Upon its release, Henry's Dream received critical acclaim. David Browne of Entertainment Weekly said that Henry's Dream "sets Cave's deep, dolorous voice and scab-picking lyrics to windswept, tote-that-barge arrangements" and "may finally demonstrate what the fuss is all about". Holly George-Warren of Rolling Stone praised the album as "provocative – albeit harrowing – music". However, The Village Voice critic Robert Christgau, in a negative assessment, wrote that "if this is your idea of great writing, you may be ripe for his cult. Otherwise, forget it—the voice alone definitely won't do the trick." In a retrospective review, AllMusic's Ned Raggett noted that the album "showed the band in fierce and fine fettle once more" and described Cave's lyrics as "a series of striking, compelling lyrics again exploring love, lust and death", adding that the songs "showcase the Seeds' peerless abilities at fusing older styles with noisy aggression and tension" and citing "Loom of the Land" as "one of Cave's best songs ever".

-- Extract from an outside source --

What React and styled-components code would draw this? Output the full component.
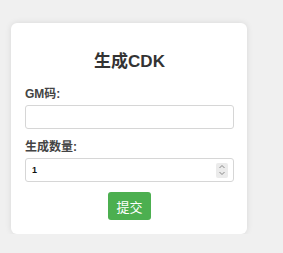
import React, {useState} from 'react';
import styled, {createGlobalStyle} from 'styled-components';

const Global = createGlobalStyle`
	body {
		margin: 0;
		background: #f0f0f0;
		font-family: "Liberation Sans", Arial, "Noto Sans CJK SC", sans-serif;
	}
`

const App = () => {
	const [gm, setGm] = useState('');
	const [count, setCount] = useState(1);

	return (
		<>
		<Global />
		<Page>
			<Card>
				<Title>生成CDK</Title>
				<Label>GM码:</Label>
				<TextInput value={gm} onChange={e => setGm(e.target.value)} />
				<Label>生成数量:</Label>
				<NumberBox>
					<NumberInput type="number" value={count} onChange={e => setCount(e.target.value)} />
					<Spinner>
						<svg width="8" height="14" viewBox="0 0 8 14">
							<path d="M1.5 5 L4 2.5 L6.5 5" fill="none" stroke="#888" strokeWidth="1" />
							<path d="M1.5 9 L4 11.5 L6.5 9" fill="none" stroke="#888" strokeWidth="1" />
						</svg>
					</Spinner>
				</NumberBox>
				<Actions>
					<Submit>提交</Submit>
				</Actions>
			</Card>
		</Page>
		</>
	);
}

export default App;

// styles
const Page = styled.div`
	padding: 23px 0 0 11px;
`
const Card = styled.div`
	width: 236px;
	box-sizing: border-box;
	background: #fff;
	border-radius: 6px;
	box-shadow: 0 0 6px rgba(0,0,0,.1);
	padding: 29px 13px 14px 14px;
`
const Title = styled.h2`
	margin: 0 0 15px;
	text-align: center;
	font-size: 17px;
	line-height: 20px;
	font-weight: bold;
	color: #333;
`
const Label = styled.div`
	font-size: 12px;
	line-height: 14px;
	font-weight: bold;
	color: #444;
	margin-bottom: 4px;
`
const TextInput = styled.input`
	display: block;
	width: 100%;
	box-sizing: border-box;
	height: 24px;
	border: 1px solid #d6d6d6;
	border-radius: 3px;
	margin: 0 0 11px;
	outline: none;
`
const NumberBox = styled.div`
	display: flex;
	align-items: center;
	height: 24px;
	box-sizing: border-box;
	border: 1px solid #d6d6d6;
	border-radius: 3px;
	padding: 0 5px 0 6px;
`
const NumberInput = styled.input`
	flex: 1;
	min-width: 0;
	border: none;
	outline: none;
	padding: 0;
	font-size: 9px;
	font-weight: bold;
	font-family: "Liberation Sans", Arial, sans-serif;
	color: #111;
	-moz-appearance: textfield;
	&::-webkit-inner-spin-button,
	&::-webkit-outer-spin-button {
		-webkit-appearance: none;
		margin: 0;
	}
`
const Spinner = styled.div`
	display: flex;
	align-items: center;
	justify-content: center;
	width: 12px;
	height: 15px;
	background: #ebebeb;
	border-radius: 2px;
`
const Actions = styled.div`
	display: flex;
	justify-content: center;
	margin-top: 10px;
`
const Submit = styled.button`
	width: 43px;
	height: 28px;
	padding: 0;
	border: none;
	border-radius: 3px;
	background: #4caf50;
	color: #fff;
	font-size: 13px;
	font-family: "Liberation Sans", Arial, "Noto Sans CJK SC", sans-serif;
	cursor: pointer;
`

The remastered edition of Henry's Dream was also well received. BBC Music reviewer Mike Diver referred to the album, and the remaster of Tender Prey (1988), as "anything but poor albums" and said that even without former member Roland Wolf "the instrumentation loses little of its potency, and religious imagery remains prominent in Cave's wordplay." Alexander Tudor of Drowned in Sound called the album "a masterclass in narrative songwriting" and referred to its songs as "favela-punk", adding that "the album's atmospheric centrepiece conveys the mystery of faith (and the weirdness of folk traditions), rather than just rattling out a pretty tune."

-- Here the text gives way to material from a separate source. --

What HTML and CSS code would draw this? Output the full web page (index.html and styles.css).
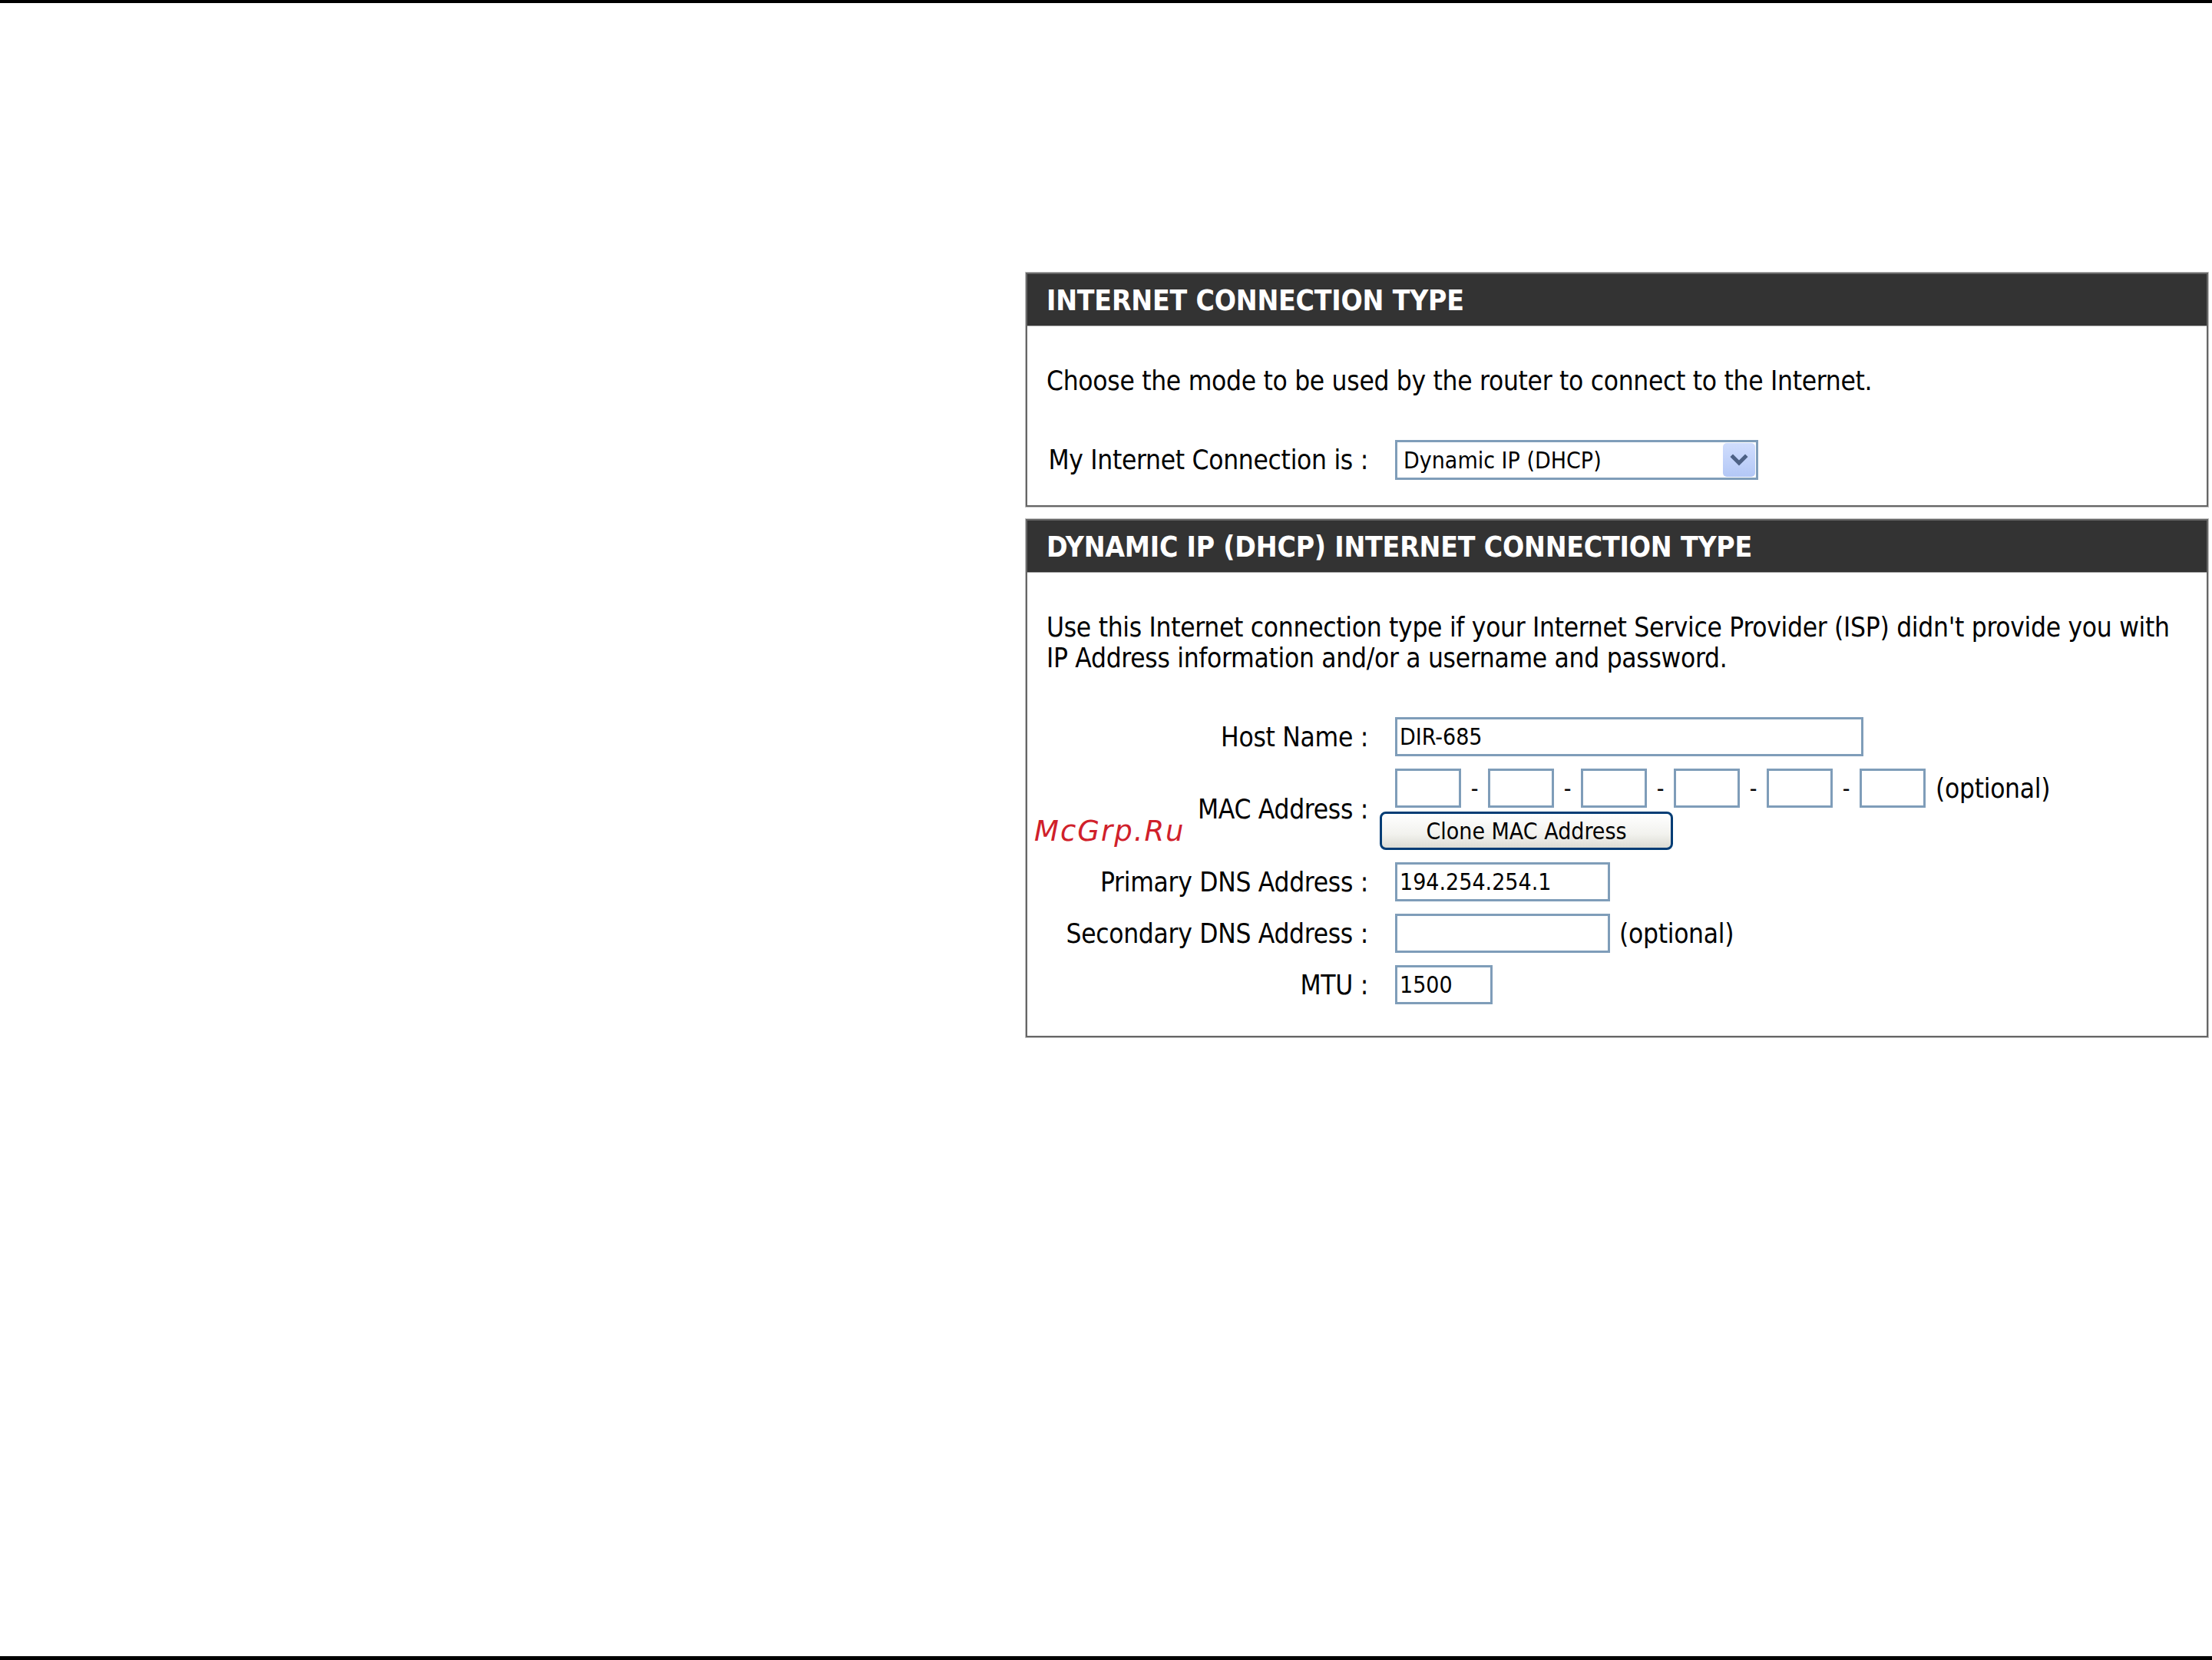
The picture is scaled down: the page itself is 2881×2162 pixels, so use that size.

Henry's Dream was included in a number of album-of-the-year lists, particularly in the United Kingdom. Melody Maker listed it as number 7 on their End of Year Critics List in 1992, NME ranked it at number 5 on its end of year list, and Vox listed it as number 14 in its Albums of 1992.

Professional ratings
Review scores
| Source | Rating |
| AllMusic | Star Half star |
| Entertainment Weekly | B+ |
| Los Angeles Times | Star Half star |
| Mojo | Star |
| NME | 8/10 |
| Q | Star |
| Rolling Stone | Star |
| The Rolling Stone Album Guide | Star |
| Select | 4/5 |
| The Village Voice | C |

== Track listing ==

| No. | Title | Length |
|---|---|---|
| 1. | "Papa Won't Leave You, Henry" | 5:54 |
| 2. | "I Had a Dream, Joe" | 3:43 |
| 3. | "Straight to You" | 4:35 |
| 4. | "Brother, My Cup Is Empty" | 3:02 |
| 5. | "Christina the Astonishing" | 4:51 |
| 6. | "When I First Came to Town" | 5:22 |
| 7. | "John Finn's Wife" | 5:13 |
| 8. | "Loom of the Land" | 5:08 |
| 9. | "Jack the Ripper" | 3:45 |
| Total length: |  | 41:33 |

== Personnel ==

Nick Cave and the Bad Seeds
- Nick Cave – vocals, piano (8), organ (5, 8), harmonica (6)
- Mick Harvey – rhythm guitar, piano (3), organ (2, 3, 4, 7), vibraphone (5), drums (3), percussion (5), backing vocals
- Blixa Bargeld – guitar, backing vocals
- Martyn P. Casey – bass, backing vocals
- Conway Savage – piano, vocals (6), Rhodes piano (8), backing vocals
- Thomas Wydler – drums, congas (5), backing vocals

Guest musicians
- Dennis Karmazyn – cello
- Bruce Dukov – violin
- Barbara Porter – violin

Technical personnel
- David Briggs – producer, mixing (4, 5)
- Chuck Johnson – engineer
- Nick Cave – additional producer, mixing
- Mick Harvey – additional producer, mixing
- Tony Cohen – engineer, mixing (1–3, 6–9)

Art personnel
- Anton Corbijn – art direction, photography
- Amy Hanson – sleeve notes, design

== Chart positions ==

| Chart (1992) | Peak position |
|---|---|
| Australian ARIA Charts | 41 |
| Austrian Top 40 | 40 |
| Dutch Top 100 | 70 |
| European Albums (Eurotipsheet) | 71 |
| German Albums Chart | 59 |
| Irish Albums (IFPI) | 10 |
| Swedish Albums Chart | 49 |
| New Zealand Albums Chart | 47 |
| UK Albums Chart | 29 |

| Chart (2025) | Peak position |
|---|---|
| Croatian International Albums (HDU) | 9 |

=== Singles ===

Year: Single; Peak positions
AUS: UK
1992: "Straight to You"; 96; 68
"I Had a Dream, Joe": 75; —

— denotes a single was released but did not chart.